* [THE EXERCISE]
Leave out the images and repeat the listing below without a single change.

Rows from a dataset of pages and code:
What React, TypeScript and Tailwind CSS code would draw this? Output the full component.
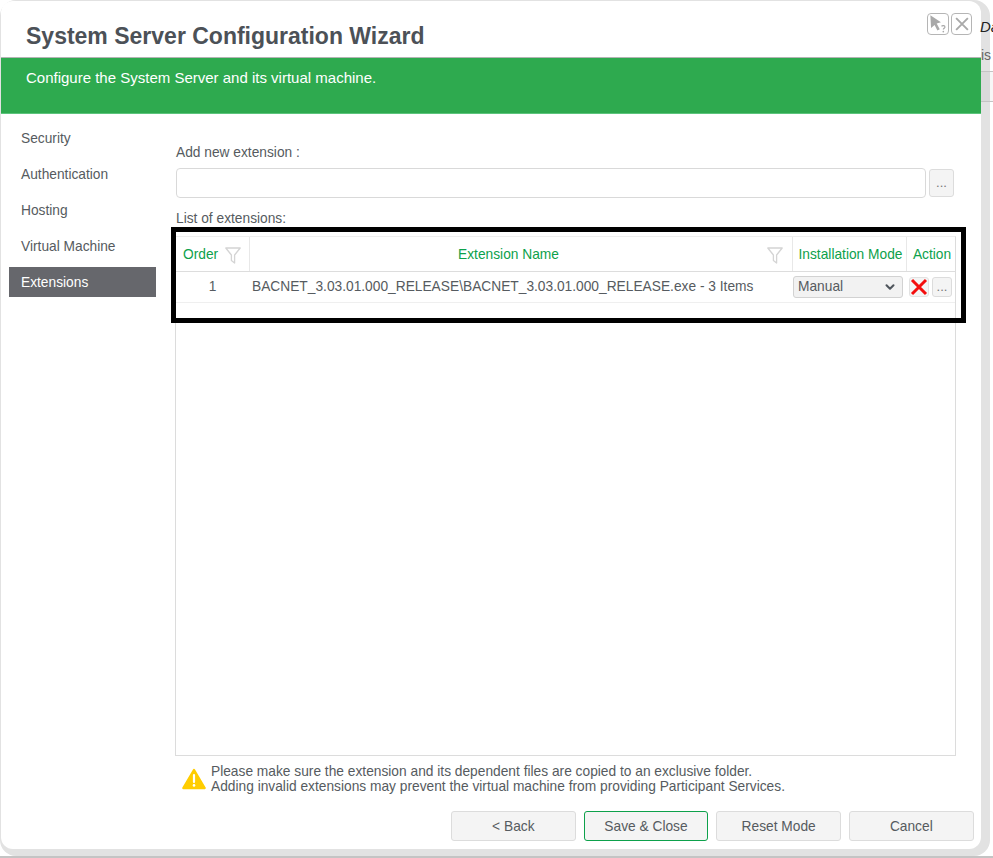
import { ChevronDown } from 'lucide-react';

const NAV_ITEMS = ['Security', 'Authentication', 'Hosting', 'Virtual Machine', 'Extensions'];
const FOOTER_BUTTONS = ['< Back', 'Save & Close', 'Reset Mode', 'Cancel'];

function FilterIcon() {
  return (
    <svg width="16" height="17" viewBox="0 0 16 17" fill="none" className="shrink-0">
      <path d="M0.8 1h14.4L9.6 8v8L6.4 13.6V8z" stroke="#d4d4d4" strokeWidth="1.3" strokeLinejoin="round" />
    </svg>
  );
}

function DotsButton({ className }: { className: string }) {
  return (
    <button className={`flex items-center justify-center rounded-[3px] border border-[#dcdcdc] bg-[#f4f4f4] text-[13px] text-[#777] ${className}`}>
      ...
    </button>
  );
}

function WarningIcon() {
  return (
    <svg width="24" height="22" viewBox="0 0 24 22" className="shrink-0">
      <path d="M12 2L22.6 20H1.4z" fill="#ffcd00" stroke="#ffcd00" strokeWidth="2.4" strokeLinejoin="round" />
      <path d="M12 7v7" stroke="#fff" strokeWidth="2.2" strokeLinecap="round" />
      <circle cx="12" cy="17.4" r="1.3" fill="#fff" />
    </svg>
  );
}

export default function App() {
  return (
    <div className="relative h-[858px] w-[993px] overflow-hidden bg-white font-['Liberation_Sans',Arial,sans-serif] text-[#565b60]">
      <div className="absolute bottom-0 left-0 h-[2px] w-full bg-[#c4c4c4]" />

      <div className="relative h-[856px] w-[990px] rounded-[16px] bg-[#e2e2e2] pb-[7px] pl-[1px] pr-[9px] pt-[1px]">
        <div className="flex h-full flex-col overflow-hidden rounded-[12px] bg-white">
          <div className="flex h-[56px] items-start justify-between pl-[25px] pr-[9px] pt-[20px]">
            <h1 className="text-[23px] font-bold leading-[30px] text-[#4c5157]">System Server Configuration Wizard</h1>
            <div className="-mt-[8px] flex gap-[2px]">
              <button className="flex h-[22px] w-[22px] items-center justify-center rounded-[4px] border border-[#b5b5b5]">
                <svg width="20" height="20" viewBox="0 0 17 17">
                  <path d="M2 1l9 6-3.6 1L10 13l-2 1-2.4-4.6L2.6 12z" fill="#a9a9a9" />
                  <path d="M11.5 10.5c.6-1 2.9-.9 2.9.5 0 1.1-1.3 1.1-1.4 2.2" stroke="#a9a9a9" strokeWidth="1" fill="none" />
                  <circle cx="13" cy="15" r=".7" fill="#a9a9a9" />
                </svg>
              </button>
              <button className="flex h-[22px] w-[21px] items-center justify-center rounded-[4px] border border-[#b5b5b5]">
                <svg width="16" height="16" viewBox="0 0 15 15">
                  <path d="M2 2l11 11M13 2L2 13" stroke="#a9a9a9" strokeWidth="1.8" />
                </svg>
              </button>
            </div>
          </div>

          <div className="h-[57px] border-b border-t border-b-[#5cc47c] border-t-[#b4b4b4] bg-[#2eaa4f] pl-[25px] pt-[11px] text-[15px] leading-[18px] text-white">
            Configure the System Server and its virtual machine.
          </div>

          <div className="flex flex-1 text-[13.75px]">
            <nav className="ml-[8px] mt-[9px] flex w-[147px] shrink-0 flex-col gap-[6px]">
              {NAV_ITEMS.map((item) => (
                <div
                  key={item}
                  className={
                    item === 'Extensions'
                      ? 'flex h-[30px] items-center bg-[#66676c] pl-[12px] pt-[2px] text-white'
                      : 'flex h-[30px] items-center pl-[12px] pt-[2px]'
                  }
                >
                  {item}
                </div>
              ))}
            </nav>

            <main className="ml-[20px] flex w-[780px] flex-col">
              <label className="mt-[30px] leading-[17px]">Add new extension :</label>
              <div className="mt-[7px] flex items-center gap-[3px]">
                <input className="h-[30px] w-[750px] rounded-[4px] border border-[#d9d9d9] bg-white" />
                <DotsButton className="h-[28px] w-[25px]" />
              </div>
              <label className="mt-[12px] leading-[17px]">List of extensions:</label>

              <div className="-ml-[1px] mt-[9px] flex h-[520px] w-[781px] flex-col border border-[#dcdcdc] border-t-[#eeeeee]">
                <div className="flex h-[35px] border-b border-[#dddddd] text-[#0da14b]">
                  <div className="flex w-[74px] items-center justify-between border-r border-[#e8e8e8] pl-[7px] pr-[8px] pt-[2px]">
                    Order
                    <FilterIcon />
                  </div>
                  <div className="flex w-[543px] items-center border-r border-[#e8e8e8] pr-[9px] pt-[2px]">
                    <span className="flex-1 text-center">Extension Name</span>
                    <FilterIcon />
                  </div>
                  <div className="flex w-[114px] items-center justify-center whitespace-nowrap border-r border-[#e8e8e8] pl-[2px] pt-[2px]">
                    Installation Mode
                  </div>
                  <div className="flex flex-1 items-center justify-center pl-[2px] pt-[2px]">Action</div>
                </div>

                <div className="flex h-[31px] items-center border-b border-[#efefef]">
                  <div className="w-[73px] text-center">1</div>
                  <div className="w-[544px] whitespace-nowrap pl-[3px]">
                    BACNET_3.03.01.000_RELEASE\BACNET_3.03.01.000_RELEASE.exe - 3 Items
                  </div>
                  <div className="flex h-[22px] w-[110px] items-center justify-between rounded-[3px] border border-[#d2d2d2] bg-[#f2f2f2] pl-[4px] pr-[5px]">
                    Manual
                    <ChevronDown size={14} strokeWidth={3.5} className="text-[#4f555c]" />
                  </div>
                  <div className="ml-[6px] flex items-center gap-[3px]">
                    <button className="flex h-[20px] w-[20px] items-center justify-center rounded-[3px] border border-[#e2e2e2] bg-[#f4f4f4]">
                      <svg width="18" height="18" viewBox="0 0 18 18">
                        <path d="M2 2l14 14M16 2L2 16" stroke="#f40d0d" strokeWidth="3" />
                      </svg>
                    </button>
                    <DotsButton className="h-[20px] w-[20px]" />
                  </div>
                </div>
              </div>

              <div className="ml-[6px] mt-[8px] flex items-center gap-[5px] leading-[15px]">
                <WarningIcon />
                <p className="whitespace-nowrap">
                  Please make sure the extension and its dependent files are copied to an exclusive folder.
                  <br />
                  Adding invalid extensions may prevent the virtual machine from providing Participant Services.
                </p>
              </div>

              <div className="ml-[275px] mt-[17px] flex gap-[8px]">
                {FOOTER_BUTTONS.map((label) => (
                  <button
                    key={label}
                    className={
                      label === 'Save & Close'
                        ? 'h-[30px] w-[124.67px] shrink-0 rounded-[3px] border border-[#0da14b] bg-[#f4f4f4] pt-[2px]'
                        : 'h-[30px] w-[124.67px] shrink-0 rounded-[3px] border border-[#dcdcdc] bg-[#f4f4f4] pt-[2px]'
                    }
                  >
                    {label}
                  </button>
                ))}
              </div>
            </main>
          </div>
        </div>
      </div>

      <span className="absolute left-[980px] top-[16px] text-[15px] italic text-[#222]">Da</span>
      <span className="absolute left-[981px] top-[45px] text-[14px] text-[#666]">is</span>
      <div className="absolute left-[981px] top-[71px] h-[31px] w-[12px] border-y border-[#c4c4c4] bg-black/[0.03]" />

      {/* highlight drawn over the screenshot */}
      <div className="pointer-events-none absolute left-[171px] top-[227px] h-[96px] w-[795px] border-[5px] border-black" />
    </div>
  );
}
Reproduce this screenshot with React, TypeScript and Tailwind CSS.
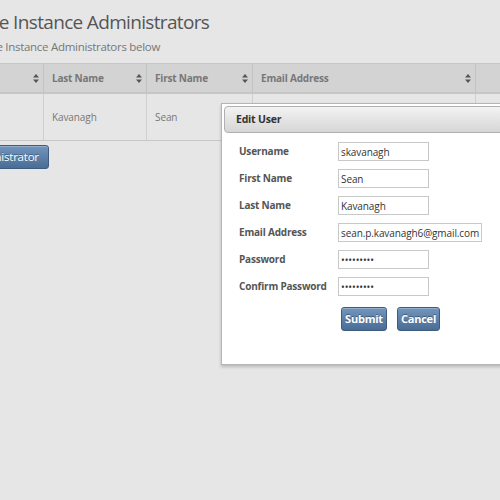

* [RESULT OF THIS EXERCISE]
What React, TypeScript and Tailwind CSS code would draw this? Output the full component.
import { ChevronDown } from 'lucide-react';

const NAV_ITEMS = ['Security', 'Authentication', 'Hosting', 'Virtual Machine', 'Extensions'];
const FOOTER_BUTTONS = ['< Back', 'Save & Close', 'Reset Mode', 'Cancel'];

function FilterIcon() {
  return (
    <svg width="16" height="17" viewBox="0 0 16 17" fill="none" className="shrink-0">
      <path d="M0.8 1h14.4L9.6 8v8L6.4 13.6V8z" stroke="#d4d4d4" strokeWidth="1.3" strokeLinejoin="round" />
    </svg>
  );
}

function DotsButton({ className }: { className: string }) {
  return (
    <button className={`flex items-center justify-center rounded-[3px] border border-[#dcdcdc] bg-[#f4f4f4] text-[13px] text-[#777] ${className}`}>
      ...
    </button>
  );
}

function WarningIcon() {
  return (
    <svg width="24" height="22" viewBox="0 0 24 22" className="shrink-0">
      <path d="M12 2L22.6 20H1.4z" fill="#ffcd00" stroke="#ffcd00" strokeWidth="2.4" strokeLinejoin="round" />
      <path d="M12 7v7" stroke="#fff" strokeWidth="2.2" strokeLinecap="round" />
      <circle cx="12" cy="17.4" r="1.3" fill="#fff" />
    </svg>
  );
}

export default function App() {
  return (
    <div className="relative h-[858px] w-[993px] overflow-hidden bg-white font-['Liberation_Sans',Arial,sans-serif] text-[#565b60]">
      <div className="absolute bottom-0 left-0 h-[2px] w-full bg-[#c4c4c4]" />

      <div className="relative h-[856px] w-[990px] rounded-[16px] bg-[#e2e2e2] pb-[7px] pl-[1px] pr-[9px] pt-[1px]">
        <div className="flex h-full flex-col overflow-hidden rounded-[12px] bg-white">
          <div className="flex h-[56px] items-start justify-between pl-[25px] pr-[9px] pt-[20px]">
            <h1 className="text-[23px] font-bold leading-[30px] text-[#4c5157]">System Server Configuration Wizard</h1>
            <div className="-mt-[8px] flex gap-[2px]">
              <button className="flex h-[22px] w-[22px] items-center justify-center rounded-[4px] border border-[#b5b5b5]">
                <svg width="20" height="20" viewBox="0 0 17 17">
                  <path d="M2 1l9 6-3.6 1L10 13l-2 1-2.4-4.6L2.6 12z" fill="#a9a9a9" />
                  <path d="M11.5 10.5c.6-1 2.9-.9 2.9.5 0 1.1-1.3 1.1-1.4 2.2" stroke="#a9a9a9" strokeWidth="1" fill="none" />
                  <circle cx="13" cy="15" r=".7" fill="#a9a9a9" />
                </svg>
              </button>
              <button className="flex h-[22px] w-[21px] items-center justify-center rounded-[4px] border border-[#b5b5b5]">
                <svg width="16" height="16" viewBox="0 0 15 15">
                  <path d="M2 2l11 11M13 2L2 13" stroke="#a9a9a9" strokeWidth="1.8" />
                </svg>
              </button>
            </div>
          </div>

          <div className="h-[57px] border-b border-t border-b-[#5cc47c] border-t-[#b4b4b4] bg-[#2eaa4f] pl-[25px] pt-[11px] text-[15px] leading-[18px] text-white">
            Configure the System Server and its virtual machine.
          </div>

          <div className="flex flex-1 text-[13.75px]">
            <nav className="ml-[8px] mt-[9px] flex w-[147px] shrink-0 flex-col gap-[6px]">
              {NAV_ITEMS.map((item) => (
                <div
                  key={item}
                  className={
                    item === 'Extensions'
                      ? 'flex h-[30px] items-center bg-[#66676c] pl-[12px] pt-[2px] text-white'
                      : 'flex h-[30px] items-center pl-[12px] pt-[2px]'
                  }
                >
                  {item}
                </div>
              ))}
            </nav>

            <main className="ml-[20px] flex w-[780px] flex-col">
              <label className="mt-[30px] leading-[17px]">Add new extension :</label>
              <div className="mt-[7px] flex items-center gap-[3px]">
                <input className="h-[30px] w-[750px] rounded-[4px] border border-[#d9d9d9] bg-white" />
                <DotsButton className="h-[28px] w-[25px]" />
              </div>
              <label className="mt-[12px] leading-[17px]">List of extensions:</label>

              <div className="-ml-[1px] mt-[9px] flex h-[520px] w-[781px] flex-col border border-[#dcdcdc] border-t-[#eeeeee]">
                <div className="flex h-[35px] border-b border-[#dddddd] text-[#0da14b]">
                  <div className="flex w-[74px] items-center justify-between border-r border-[#e8e8e8] pl-[7px] pr-[8px] pt-[2px]">
                    Order
                    <FilterIcon />
                  </div>
                  <div className="flex w-[543px] items-center border-r border-[#e8e8e8] pr-[9px] pt-[2px]">
                    <span className="flex-1 text-center">Extension Name</span>
                    <FilterIcon />
                  </div>
                  <div className="flex w-[114px] items-center justify-center whitespace-nowrap border-r border-[#e8e8e8] pl-[2px] pt-[2px]">
                    Installation Mode
                  </div>
                  <div className="flex flex-1 items-center justify-center pl-[2px] pt-[2px]">Action</div>
                </div>

                <div className="flex h-[31px] items-center border-b border-[#efefef]">
                  <div className="w-[73px] text-center">1</div>
                  <div className="w-[544px] whitespace-nowrap pl-[3px]">
                    BACNET_3.03.01.000_RELEASE\BACNET_3.03.01.000_RELEASE.exe - 3 Items
                  </div>
                  <div className="flex h-[22px] w-[110px] items-center justify-between rounded-[3px] border border-[#d2d2d2] bg-[#f2f2f2] pl-[4px] pr-[5px]">
                    Manual
                    <ChevronDown size={14} strokeWidth={3.5} className="text-[#4f555c]" />
                  </div>
                  <div className="ml-[6px] flex items-center gap-[3px]">
                    <button className="flex h-[20px] w-[20px] items-center justify-center rounded-[3px] border border-[#e2e2e2] bg-[#f4f4f4]">
                      <svg width="18" height="18" viewBox="0 0 18 18">
                        <path d="M2 2l14 14M16 2L2 16" stroke="#f40d0d" strokeWidth="3" />
                      </svg>
                    </button>
                    <DotsButton className="h-[20px] w-[20px]" />
                  </div>
                </div>
              </div>

              <div className="ml-[6px] mt-[8px] flex items-center gap-[5px] leading-[15px]">
                <WarningIcon />
                <p className="whitespace-nowrap">
                  Please make sure the extension and its dependent files are copied to an exclusive folder.
                  <br />
                  Adding invalid extensions may prevent the virtual machine from providing Participant Services.
                </p>
              </div>

              <div className="ml-[275px] mt-[17px] flex gap-[8px]">
                {FOOTER_BUTTONS.map((label) => (
                  <button
                    key={label}
                    className={
                      label === 'Save & Close'
                        ? 'h-[30px] w-[124.67px] shrink-0 rounded-[3px] border border-[#0da14b] bg-[#f4f4f4] pt-[2px]'
                        : 'h-[30px] w-[124.67px] shrink-0 rounded-[3px] border border-[#dcdcdc] bg-[#f4f4f4] pt-[2px]'
                    }
                  >
                    {label}
                  </button>
                ))}
              </div>
            </main>
          </div>
        </div>
      </div>

      <span className="absolute left-[980px] top-[16px] text-[15px] italic text-[#222]">Da</span>
      <span className="absolute left-[981px] top-[45px] text-[14px] text-[#666]">is</span>
      <div className="absolute left-[981px] top-[71px] h-[31px] w-[12px] border-y border-[#c4c4c4] bg-black/[0.03]" />

      {/* highlight drawn over the screenshot */}
      <div className="pointer-events-none absolute left-[171px] top-[227px] h-[96px] w-[795px] border-[5px] border-black" />
    </div>
  );
}
Reproduce this screenshot with React, TypeScript and Tailwind CSS.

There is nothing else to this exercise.